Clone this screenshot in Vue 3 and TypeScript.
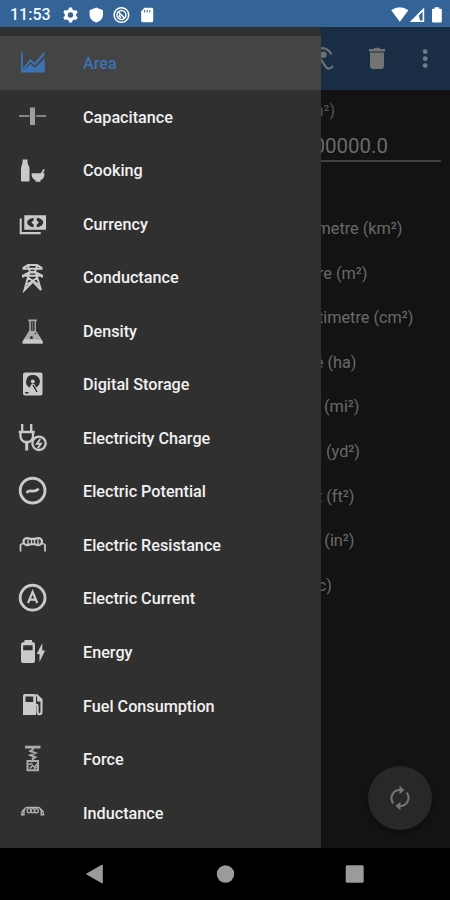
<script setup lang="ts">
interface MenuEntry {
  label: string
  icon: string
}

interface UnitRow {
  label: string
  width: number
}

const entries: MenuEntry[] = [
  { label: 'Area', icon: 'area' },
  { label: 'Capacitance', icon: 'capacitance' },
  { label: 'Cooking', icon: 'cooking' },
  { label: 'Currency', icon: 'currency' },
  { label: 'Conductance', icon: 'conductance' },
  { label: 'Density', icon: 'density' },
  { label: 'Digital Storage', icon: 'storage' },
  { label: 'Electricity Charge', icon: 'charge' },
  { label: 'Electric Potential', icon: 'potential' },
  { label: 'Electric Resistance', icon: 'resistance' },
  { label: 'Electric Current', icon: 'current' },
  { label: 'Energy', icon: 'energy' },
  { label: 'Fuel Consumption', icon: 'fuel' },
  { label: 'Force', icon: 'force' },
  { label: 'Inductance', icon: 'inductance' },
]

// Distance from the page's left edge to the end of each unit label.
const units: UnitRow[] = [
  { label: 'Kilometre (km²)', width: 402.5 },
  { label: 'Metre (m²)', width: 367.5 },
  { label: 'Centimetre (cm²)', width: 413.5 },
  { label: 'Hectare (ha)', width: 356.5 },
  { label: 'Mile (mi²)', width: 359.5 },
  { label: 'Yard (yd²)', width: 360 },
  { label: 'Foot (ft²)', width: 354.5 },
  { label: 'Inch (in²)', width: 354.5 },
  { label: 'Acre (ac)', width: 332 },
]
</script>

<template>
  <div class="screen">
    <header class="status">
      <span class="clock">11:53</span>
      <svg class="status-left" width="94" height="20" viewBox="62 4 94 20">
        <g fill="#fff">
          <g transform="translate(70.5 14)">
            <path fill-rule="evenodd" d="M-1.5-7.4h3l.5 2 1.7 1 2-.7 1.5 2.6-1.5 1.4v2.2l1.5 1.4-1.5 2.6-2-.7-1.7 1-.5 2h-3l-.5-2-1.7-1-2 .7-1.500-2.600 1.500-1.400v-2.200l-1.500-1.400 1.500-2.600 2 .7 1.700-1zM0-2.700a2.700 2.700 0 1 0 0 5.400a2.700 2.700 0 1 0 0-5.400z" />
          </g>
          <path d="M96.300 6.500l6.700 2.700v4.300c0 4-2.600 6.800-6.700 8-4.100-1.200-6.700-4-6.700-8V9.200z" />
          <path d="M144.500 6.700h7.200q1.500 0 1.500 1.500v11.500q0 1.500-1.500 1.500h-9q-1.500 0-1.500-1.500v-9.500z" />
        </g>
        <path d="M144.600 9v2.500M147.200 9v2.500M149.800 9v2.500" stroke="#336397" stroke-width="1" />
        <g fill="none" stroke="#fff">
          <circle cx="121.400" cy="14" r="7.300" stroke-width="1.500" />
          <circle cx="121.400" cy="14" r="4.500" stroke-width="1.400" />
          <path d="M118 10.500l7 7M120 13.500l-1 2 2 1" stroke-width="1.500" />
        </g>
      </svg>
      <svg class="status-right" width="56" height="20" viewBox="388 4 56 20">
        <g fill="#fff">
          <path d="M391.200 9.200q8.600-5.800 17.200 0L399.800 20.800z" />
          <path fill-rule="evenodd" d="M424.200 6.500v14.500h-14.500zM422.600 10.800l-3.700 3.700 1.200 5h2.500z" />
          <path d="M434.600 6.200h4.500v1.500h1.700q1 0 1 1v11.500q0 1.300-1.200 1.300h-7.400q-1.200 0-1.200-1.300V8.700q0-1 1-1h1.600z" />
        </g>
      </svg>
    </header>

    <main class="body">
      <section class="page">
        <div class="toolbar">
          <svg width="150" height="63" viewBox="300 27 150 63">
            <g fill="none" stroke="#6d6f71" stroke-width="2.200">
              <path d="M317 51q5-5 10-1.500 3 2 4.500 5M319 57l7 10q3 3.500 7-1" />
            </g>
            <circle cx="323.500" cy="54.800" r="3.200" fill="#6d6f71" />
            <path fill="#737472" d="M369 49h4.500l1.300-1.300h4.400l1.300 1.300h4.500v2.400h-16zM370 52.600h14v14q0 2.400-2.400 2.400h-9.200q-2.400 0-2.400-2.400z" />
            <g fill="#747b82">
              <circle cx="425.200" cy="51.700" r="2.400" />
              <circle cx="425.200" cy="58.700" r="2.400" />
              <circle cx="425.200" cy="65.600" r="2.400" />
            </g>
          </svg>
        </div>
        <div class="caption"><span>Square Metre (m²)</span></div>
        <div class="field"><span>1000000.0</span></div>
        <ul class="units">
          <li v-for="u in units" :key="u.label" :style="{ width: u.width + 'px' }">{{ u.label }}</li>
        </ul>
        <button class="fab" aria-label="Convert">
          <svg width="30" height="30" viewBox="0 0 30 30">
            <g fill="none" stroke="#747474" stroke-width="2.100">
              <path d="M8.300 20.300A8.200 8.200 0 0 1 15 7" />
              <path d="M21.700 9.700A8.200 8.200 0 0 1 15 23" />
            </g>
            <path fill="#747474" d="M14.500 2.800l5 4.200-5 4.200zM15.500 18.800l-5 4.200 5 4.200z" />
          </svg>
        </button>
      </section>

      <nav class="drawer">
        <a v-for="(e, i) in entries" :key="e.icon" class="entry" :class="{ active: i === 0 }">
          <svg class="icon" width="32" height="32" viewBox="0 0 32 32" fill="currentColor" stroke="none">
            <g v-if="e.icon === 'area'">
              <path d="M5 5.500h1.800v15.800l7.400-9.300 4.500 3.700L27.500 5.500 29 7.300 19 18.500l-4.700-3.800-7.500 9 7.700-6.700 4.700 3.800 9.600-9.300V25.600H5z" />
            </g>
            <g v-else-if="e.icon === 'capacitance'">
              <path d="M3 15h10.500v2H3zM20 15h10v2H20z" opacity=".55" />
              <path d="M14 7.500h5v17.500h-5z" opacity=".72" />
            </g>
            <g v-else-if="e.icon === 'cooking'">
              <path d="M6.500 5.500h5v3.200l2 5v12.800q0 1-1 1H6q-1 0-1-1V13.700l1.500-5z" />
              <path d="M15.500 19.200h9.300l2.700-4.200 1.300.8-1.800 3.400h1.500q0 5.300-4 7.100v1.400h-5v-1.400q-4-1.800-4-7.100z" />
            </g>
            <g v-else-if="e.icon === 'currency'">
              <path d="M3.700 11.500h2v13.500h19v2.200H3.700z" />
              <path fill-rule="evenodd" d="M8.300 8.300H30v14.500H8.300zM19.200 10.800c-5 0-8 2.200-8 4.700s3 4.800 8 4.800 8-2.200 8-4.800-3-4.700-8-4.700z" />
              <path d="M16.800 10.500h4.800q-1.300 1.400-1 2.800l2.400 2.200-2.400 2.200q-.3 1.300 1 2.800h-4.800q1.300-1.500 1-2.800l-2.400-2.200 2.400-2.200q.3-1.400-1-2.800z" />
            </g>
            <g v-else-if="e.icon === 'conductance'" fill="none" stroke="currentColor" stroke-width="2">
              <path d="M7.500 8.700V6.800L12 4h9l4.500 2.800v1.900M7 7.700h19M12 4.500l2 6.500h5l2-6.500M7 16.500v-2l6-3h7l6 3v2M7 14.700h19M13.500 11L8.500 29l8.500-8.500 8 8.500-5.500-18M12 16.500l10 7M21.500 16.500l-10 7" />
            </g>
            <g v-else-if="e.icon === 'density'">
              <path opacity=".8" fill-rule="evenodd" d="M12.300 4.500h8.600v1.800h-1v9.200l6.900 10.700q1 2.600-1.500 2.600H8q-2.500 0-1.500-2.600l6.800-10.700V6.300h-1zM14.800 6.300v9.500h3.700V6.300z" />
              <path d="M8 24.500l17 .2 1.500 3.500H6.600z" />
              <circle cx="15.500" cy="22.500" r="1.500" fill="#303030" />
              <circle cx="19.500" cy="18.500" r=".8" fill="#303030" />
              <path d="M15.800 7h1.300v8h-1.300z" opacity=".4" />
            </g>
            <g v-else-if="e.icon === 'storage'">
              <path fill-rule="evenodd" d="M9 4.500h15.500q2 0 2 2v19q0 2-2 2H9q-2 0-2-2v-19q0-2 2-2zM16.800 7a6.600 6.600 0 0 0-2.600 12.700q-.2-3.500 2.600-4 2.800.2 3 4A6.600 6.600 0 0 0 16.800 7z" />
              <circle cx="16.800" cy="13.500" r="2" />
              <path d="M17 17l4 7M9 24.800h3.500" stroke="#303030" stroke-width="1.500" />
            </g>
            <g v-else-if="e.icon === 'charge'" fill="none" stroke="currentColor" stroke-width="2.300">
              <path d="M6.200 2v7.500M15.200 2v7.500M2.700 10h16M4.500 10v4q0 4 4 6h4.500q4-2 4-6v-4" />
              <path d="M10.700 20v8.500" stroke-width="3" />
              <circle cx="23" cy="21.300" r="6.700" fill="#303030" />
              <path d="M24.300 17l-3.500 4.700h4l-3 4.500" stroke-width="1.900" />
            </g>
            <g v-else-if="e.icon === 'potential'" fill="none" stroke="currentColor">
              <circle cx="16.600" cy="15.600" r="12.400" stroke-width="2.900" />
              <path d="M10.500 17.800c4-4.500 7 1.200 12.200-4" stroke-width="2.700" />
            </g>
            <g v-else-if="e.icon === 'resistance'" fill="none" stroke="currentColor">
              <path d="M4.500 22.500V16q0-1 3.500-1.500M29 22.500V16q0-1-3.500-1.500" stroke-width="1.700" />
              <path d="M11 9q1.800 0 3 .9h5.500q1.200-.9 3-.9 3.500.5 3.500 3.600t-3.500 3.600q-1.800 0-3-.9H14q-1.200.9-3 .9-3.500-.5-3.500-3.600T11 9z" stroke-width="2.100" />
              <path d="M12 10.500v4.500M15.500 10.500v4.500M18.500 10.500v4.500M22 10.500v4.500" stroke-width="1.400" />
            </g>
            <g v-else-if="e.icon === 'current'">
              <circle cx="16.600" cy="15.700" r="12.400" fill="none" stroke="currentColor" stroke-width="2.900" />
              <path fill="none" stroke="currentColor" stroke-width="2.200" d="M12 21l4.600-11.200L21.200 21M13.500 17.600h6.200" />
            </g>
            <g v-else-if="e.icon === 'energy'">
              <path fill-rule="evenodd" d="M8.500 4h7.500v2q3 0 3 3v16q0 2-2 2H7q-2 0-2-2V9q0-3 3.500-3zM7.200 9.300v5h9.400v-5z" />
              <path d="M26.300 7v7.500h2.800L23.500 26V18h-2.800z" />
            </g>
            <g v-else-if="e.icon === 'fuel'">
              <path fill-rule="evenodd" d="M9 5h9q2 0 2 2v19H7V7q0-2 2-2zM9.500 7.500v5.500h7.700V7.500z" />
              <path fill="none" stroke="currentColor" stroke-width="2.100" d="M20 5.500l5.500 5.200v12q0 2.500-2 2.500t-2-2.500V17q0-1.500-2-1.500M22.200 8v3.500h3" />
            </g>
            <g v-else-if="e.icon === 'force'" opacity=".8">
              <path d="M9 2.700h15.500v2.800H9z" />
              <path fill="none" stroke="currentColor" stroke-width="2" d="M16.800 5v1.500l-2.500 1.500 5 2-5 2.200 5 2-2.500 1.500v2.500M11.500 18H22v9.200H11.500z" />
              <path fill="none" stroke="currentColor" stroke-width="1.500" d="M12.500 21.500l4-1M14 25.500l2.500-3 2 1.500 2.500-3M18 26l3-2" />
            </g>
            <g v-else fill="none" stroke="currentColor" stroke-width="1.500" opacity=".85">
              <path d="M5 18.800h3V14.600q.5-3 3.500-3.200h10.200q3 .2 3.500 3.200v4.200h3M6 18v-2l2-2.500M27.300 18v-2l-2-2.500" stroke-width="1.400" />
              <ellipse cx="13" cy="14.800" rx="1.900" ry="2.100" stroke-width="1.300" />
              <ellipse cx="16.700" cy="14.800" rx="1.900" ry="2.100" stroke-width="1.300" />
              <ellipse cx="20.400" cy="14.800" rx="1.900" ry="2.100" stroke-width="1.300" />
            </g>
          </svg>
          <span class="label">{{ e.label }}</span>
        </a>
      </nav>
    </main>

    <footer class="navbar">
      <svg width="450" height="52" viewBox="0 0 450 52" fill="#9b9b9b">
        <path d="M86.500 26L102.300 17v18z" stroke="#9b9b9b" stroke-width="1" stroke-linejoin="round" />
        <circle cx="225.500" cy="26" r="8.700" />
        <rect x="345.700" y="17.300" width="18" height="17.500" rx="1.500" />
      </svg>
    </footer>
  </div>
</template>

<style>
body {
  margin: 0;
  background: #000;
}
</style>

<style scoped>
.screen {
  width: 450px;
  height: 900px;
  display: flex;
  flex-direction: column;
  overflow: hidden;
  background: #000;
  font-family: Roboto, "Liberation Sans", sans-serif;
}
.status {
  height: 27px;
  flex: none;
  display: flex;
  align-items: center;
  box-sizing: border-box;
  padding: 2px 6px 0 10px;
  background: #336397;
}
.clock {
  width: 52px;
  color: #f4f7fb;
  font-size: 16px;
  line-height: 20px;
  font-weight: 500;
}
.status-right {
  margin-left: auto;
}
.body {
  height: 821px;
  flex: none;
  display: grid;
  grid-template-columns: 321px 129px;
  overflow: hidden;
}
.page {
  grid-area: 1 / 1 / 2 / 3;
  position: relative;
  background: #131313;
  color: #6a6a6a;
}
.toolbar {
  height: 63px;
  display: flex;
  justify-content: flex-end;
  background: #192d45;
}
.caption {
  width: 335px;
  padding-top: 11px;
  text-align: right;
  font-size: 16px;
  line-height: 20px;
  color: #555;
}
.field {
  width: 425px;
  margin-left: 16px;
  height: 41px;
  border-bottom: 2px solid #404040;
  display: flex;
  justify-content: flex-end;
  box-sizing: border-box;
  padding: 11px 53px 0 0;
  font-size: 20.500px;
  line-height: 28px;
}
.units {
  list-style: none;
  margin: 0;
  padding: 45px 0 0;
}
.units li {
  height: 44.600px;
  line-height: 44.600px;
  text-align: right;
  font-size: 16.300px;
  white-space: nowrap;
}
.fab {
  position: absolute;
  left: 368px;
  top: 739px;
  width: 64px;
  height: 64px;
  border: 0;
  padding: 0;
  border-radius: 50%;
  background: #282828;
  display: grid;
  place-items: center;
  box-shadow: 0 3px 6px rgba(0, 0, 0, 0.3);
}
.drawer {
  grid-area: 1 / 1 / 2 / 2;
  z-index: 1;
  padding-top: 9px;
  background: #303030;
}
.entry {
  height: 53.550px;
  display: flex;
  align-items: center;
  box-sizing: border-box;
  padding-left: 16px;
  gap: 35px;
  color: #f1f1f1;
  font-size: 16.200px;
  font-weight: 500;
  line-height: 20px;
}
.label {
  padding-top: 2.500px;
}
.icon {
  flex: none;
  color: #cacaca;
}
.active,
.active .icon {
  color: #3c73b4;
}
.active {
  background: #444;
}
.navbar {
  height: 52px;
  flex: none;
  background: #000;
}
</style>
******
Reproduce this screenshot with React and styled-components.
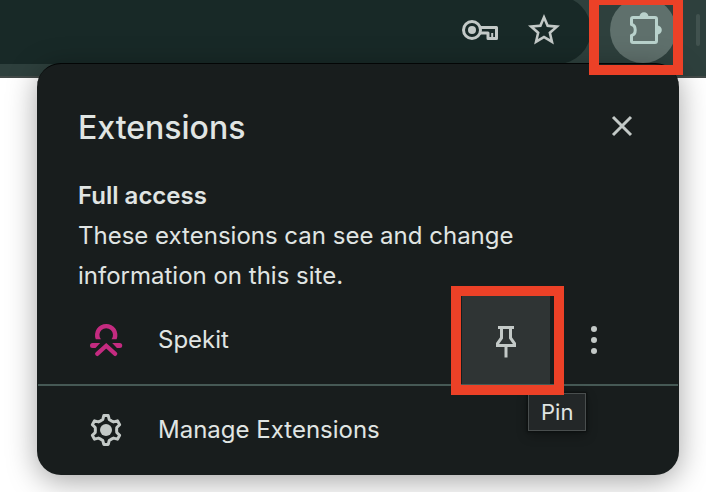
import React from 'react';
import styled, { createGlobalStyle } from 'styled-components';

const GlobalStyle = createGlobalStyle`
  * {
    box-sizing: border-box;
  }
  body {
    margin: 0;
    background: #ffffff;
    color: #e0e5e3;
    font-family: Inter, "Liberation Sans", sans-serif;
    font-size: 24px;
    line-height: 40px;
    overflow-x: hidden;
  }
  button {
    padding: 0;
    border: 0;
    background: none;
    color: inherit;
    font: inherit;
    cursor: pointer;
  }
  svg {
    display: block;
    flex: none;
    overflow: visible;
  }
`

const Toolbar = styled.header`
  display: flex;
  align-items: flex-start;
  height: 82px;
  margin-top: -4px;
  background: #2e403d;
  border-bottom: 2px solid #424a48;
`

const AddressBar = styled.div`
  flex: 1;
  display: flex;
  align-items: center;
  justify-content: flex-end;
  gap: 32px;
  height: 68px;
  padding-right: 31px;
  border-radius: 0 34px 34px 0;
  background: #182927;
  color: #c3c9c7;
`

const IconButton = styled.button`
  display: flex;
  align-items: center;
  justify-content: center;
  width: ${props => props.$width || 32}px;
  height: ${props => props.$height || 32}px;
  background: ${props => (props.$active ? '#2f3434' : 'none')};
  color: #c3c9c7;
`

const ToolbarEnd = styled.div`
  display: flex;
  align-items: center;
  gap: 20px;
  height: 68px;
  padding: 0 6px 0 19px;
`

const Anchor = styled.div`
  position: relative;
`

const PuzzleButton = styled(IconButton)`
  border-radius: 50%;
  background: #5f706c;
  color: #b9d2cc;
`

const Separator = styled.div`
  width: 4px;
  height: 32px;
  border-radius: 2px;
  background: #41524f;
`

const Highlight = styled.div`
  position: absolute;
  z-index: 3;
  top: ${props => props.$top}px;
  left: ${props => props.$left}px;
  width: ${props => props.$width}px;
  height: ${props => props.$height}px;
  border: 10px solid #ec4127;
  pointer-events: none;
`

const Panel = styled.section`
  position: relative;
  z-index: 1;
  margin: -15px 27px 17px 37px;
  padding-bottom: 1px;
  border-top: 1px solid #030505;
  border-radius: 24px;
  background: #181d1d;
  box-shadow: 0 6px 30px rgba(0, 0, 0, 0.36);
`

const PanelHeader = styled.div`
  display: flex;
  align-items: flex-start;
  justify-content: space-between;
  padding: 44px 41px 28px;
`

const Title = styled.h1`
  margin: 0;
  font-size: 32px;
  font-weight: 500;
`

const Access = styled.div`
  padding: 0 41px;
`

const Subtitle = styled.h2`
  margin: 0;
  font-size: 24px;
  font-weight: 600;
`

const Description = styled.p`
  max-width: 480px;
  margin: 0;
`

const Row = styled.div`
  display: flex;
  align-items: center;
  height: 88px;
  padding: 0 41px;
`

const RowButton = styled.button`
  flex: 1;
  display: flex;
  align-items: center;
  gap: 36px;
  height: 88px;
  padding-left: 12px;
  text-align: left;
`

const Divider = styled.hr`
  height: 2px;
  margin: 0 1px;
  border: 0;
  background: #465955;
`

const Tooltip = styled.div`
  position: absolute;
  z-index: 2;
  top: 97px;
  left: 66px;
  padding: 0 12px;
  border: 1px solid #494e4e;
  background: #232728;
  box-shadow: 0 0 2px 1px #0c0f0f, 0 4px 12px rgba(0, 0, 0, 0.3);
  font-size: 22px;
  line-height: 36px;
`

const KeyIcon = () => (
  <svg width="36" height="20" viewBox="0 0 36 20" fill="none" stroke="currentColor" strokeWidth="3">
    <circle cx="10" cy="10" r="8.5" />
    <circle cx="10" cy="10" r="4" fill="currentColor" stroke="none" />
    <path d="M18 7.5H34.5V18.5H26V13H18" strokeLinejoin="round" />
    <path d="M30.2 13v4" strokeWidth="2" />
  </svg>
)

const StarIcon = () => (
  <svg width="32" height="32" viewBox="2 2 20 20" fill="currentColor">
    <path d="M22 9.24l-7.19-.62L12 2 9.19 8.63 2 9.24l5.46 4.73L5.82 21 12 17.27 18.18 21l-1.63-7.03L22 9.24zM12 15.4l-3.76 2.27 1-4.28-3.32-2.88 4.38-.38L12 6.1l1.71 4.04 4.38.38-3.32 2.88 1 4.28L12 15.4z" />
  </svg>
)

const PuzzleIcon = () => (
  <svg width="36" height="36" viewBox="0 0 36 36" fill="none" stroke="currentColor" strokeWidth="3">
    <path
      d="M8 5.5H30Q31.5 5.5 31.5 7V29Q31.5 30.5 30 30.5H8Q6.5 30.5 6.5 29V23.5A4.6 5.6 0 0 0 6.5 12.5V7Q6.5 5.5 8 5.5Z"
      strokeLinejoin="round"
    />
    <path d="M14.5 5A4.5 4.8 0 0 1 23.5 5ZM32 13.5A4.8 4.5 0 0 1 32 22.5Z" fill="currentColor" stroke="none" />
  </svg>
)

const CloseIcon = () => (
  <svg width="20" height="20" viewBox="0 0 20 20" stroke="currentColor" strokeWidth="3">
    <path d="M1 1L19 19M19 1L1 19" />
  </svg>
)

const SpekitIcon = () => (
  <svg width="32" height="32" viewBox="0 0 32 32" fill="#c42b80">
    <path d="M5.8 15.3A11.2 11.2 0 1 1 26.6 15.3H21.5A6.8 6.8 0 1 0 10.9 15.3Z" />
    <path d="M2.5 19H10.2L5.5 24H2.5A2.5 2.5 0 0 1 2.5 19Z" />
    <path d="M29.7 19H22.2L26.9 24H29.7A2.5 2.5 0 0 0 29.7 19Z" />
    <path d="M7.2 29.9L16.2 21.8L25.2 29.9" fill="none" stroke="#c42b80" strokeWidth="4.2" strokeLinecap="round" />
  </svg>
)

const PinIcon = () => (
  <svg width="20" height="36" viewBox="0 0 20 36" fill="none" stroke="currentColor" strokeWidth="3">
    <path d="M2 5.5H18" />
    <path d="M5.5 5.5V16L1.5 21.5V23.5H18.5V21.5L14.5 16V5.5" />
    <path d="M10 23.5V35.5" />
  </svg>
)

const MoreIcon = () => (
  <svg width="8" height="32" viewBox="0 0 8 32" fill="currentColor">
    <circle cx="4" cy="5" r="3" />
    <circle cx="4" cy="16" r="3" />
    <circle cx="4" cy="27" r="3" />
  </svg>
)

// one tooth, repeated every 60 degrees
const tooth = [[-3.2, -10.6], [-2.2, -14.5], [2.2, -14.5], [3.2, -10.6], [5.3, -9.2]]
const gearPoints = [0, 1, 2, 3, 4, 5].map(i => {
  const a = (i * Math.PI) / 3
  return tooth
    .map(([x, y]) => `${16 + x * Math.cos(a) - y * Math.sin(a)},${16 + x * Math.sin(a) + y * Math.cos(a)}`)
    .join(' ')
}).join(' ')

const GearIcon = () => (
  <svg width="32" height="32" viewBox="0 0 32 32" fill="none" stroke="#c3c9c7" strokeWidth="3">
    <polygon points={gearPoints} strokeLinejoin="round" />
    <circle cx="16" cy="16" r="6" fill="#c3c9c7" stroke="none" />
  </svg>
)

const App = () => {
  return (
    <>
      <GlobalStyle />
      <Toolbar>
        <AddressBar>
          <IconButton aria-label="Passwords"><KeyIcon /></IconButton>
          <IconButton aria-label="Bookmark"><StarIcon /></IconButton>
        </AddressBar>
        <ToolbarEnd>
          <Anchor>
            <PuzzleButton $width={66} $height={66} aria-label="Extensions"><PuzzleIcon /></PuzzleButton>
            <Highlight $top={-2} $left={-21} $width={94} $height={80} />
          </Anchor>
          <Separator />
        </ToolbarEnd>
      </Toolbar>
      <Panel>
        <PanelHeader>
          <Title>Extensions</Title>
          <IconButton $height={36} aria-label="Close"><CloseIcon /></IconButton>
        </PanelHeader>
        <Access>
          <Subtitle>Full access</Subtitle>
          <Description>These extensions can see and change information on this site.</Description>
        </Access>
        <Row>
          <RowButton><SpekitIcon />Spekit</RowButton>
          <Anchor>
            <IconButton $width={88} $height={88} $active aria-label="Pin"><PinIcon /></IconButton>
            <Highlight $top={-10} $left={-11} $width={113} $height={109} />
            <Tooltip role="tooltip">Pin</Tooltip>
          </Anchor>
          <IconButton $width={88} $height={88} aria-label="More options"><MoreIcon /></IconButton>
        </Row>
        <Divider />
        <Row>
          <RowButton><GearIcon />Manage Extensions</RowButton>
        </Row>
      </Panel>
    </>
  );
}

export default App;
******
**Work to do**
Copy each line above that contains the word "components".

**The output**
Reproduce this screenshot with React and styled-components.
import styled, { createGlobalStyle } from 'styled-components';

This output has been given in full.